- Born: Mary Winifred Betts 11 May 1894 Nelson, New Zealand
- Died: 29 April 1971 (aged 76) Edinburgh, Midlothian, Scotland
- Occupations: Botanist and university lecturer
- Known for: First female lecturer at the University of Otago
- Spouse: Alexander Aitken ​ ​(m. 1920; died 1967)​

= Winifred Betts =

New Zealand botanist and university lecturer (1894–1971)

Mary Winifred Aitken (11 May 1894 – 29 April 1971) was a New Zealand botanist. She was the first female lecturer at the University of Otago.

==Biography==
Born in Nelson on 11 May 1894, Betts was the daughter of printer and stationer Alfred George Betts and Ada Betts. Known to friends as Winnie, she was educated at Nelson College for Girls and received her Bachelor of Science (1916) and Master of Science (1917) degrees from the University of Otago. On her graduation, she received the National Research Scholarship that was awarded at the university each year, which offered her an income of £100 a year, plus lab expenses, so she could conduct independent research.

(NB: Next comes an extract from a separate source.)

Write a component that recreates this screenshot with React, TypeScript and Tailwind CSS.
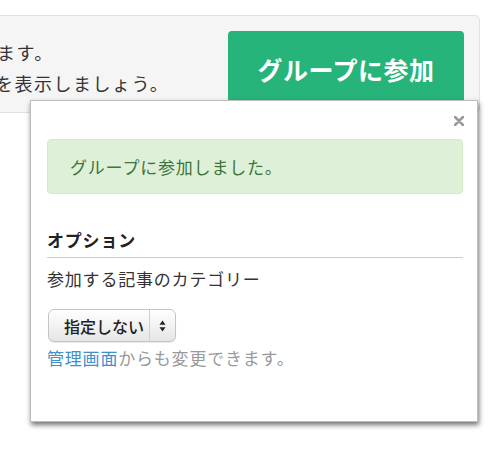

Betts was appointed university lecturer in botany in 1920 at age 25, the first woman to earn that designation. She was described by the pre-eminent botanist Leonard Cockayne as “the most brilliant woman scientist in New Zealand".

Also in 1920, she married another Otago graduate, the mathematician Alexander Aitken, and the couple remained in New Zealand as Winnie Aitken continued her botany lectures until 1923. In December 1923, the couple moved to Scotland so her husband could pursue his academic career; subsequently, he was named professor of mathematics at the University of Edinburgh.

Winifred Aitken died in Edinburgh on 29 April 1971.

==Recognition==
In 2017, Betts was selected as one of the Royal Society of New Zealand's "150 women in 150 words".